The arts in Guyana after Independence, in comparison, flourished under Forbes Burnham. CARIFESTA, The Burrowes School of Art, National Dance Company, National Cultural Centre, and based on the activities of creating a local film industry and the lobbying of pundits like Hamely Case, Len Beharry and Freddie Sanichari, the current NCN was born. The business of the arts and the political ideology of the day were however incompatible.

I cannot reconcile with the PPP’s contempt of the livelihood of Guyana’s artists, I am constantly reminded by Sam Hinds statement “we cannot engage copyright; too many of our constituency own their livelihood to piracy”. Guyana is the only country in South America and the CARICOM states that have denied their creative people this ‘Human Right.’ Any political party that advocates plagiarism, an existence of a parasitical means to an end, a permanent provincial hegemony world view with itself as deities, is detrimental to the well-being of that nation.

I remember sitting on the other side of Carl Blackman [Editor of Chronicle] in the early 80’s, with my not too state-of-the-art illustrated story as he looked at me and remarked, “we’ll give you a chance to do some corrections and we will publish you, Mr. Burnham wants the cockroaches to crawl from under the bridge and become men.”

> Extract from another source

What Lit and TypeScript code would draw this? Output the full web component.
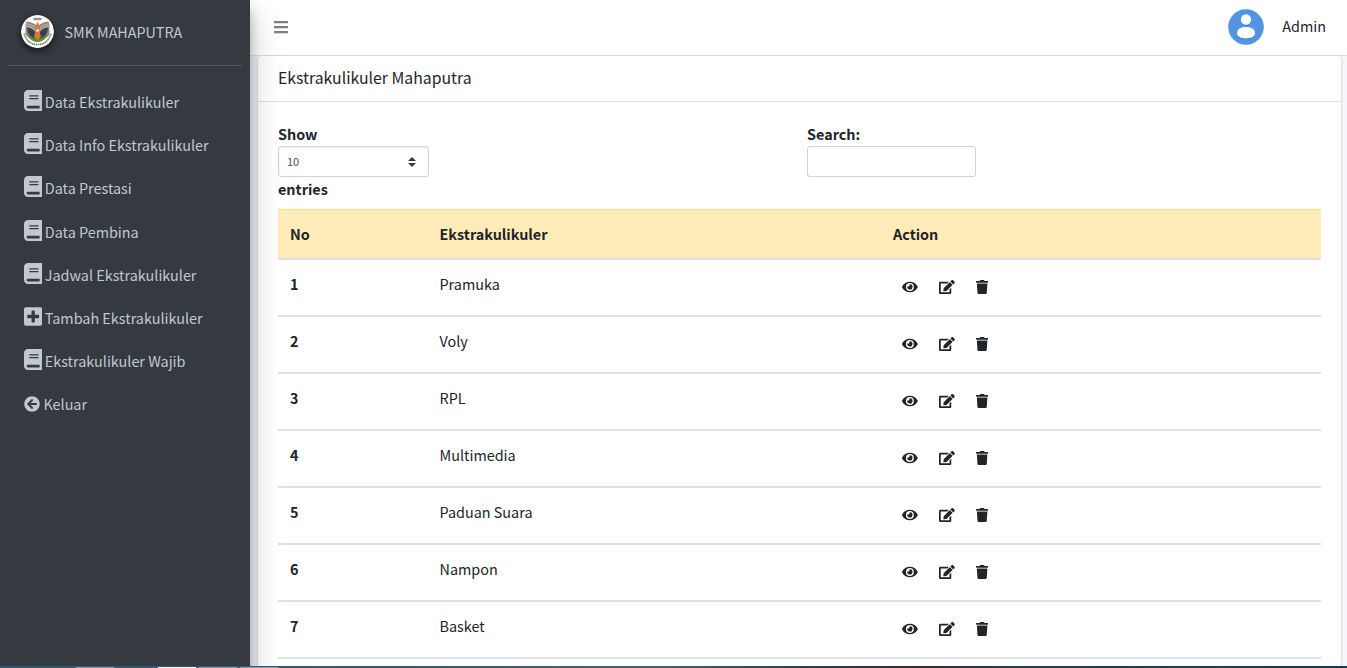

I looked at him with hostility for a while, on the ‘cockroach bit’, but there was no mockery in his expression and that youth came to understand metaphors much later. The PPP, except for family and chosen sycophants, would make the metaphoric cockroaches permanent insects then worms, with their sinister hostility to the copyright law and any principled creative procedures of development to emerge without bungling interference.
“On a recent meeting with the Opposition Leader, he proposed changing the mindset of his party, who knows?